Выздоровление мое пошло очень скоро. Через несколько дней я уже ходила. Каждое утро Катя подходила к моей постели, всегда – с улыбкой, со смехом, который не сходил с ее губ. Ее появления ждала я как счастья; мне так хотелось поцеловать ее! Но шаловливая девочка приходила едва на несколько минут; посидеть смирно она не могла. Вечно двигаться, бегать, скакать, шуметь и греметь на весь дом было в ней непременной потребностью. И потому она же с первого раза объявила мне, что ей ужасно скучно сидеть у меня и что потому она будет приходить очень редко, да и то затем, что ей жалко меня, – так уж нечего делать, нельзя не прийти; а что вот когда я выздоровею, так у нас пойдет лучше. И каждое утро первым словом ее было:

– Ну, выздоровела?

И так как я все еще была худа и бледна и улыбка как-то боязливо проглядывала на моем грустном лице, то княжна тотчас же хмурила брови, качала головой и в досаде топала ножкой.

– А ведь я ж тебе сказала вчера, чтоб ты была лучше! Что? тебе, верно, есть не дают?

– Да, мало, – отвечала я робко, потому что уже робела перед ней. Мне из всех сил хотелось ей как можно понравиться, а потому я боялась за каждое свое слово, за каждое движение. Появление ее всегда более и более приводило меня в восторг. Я не спускала с нее глаз, и когда она уйдет, бывало, я все еще смотрю как зачарованная в ту сторону, где она стояла. Она мне стала сниться во сне. А наяву, когда ее не было, я сочиняла целые разговоры с ней, была ее другом, шалила, проказила, плакала вместе с ней, когда нас журили за что-нибудь, – одним словом, мечтала об ней, как влюбленная. Мне ужасно хотелось выздороветь и поскорей пополнеть, как она мне советовала.

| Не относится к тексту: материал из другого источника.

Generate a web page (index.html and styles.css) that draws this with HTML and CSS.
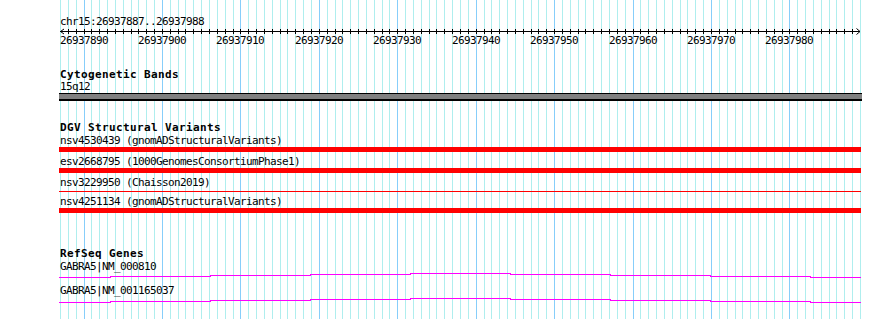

Когда, бывало, Катя вбежит ко мне утром и с первого слова крикнет: «Не выздоровела? опять такая же худая!», – то я трусила, как виноватая. Но ничего не могло быть серьезнее удивления Кати, что я не могу поправиться в одни сутки; так что она, наконец, начинала и в самом деле сердиться.

– Ну, так хочешь, я тебе сегодня пирог принесу? – сказала она мне однажды. – Кушай, от этого скоро растолстеешь.

– Принеси, – отвечала я в восторге, что увижу ее еще раз.

Осведомившись о моем здоровье, княжна садилась обыкновенно против меня на стул и начинала рассматривать меня своими черными глазами. И сначала, как знакомилась со мной, она поминутно так осматривала меня с головы до ног с самым наивным удивлением. Но наш разговор не клеился. Я робела перед Катей и перед ее крутыми выходками, тогда как умирала от желания говорить с ней.

– Что ж ты молчишь? – начала Катя после некоторого молчания.

– Что делает папа? – спросила я, обрадовавшись, что есть фраза, с которой можно начинать разговор каждый раз.

– Ничего. Папе хорошо. Я сегодня выпила две чашки чаю, а не одну. А ты сколько?

– Одну.

Опять молчание.

– Сегодня Фальстаф меня хотел укусить.

– Это собака?

– Да, собака. Ты разве не видала?

– Нет, видела.

– А почему ж ты спросила?

И так как я не знала, что отвечать, то княжна опять посмотрела на меня с удивлением.

– Что? тебе весело, когда я с тобой говорю?

– Да, очень весело; приходи чаще.

– Мне так и сказали, что тебе будет весело, когда я буду к тебе приходить, да ты вставай скорее; уж я тебе сегодня принесу пирог… Да что ты все молчишь?

– Так.

– Ты все думаешь, верно?

– Да, много думаю.

– А мне говорят, что я много говорю и мало думаю. Разве говорить худо?

– Нет. Я рада, когда ты говоришь.

– Гм, спрошу у мадам Леотар, она все знает. А о чем ты думаешь?

– Я о тебе думаю, – отвечала я помолчав.

– Это тебе весело?

– Да.

– Стало быть, ты меня любишь?

– Да.

– А я тебя еще не люблю. Ты такая худая! Вот я тебе пирог принесу. Ну, прощай!

И княжна, поцеловав меня почти на лету, исчезла из комнаты.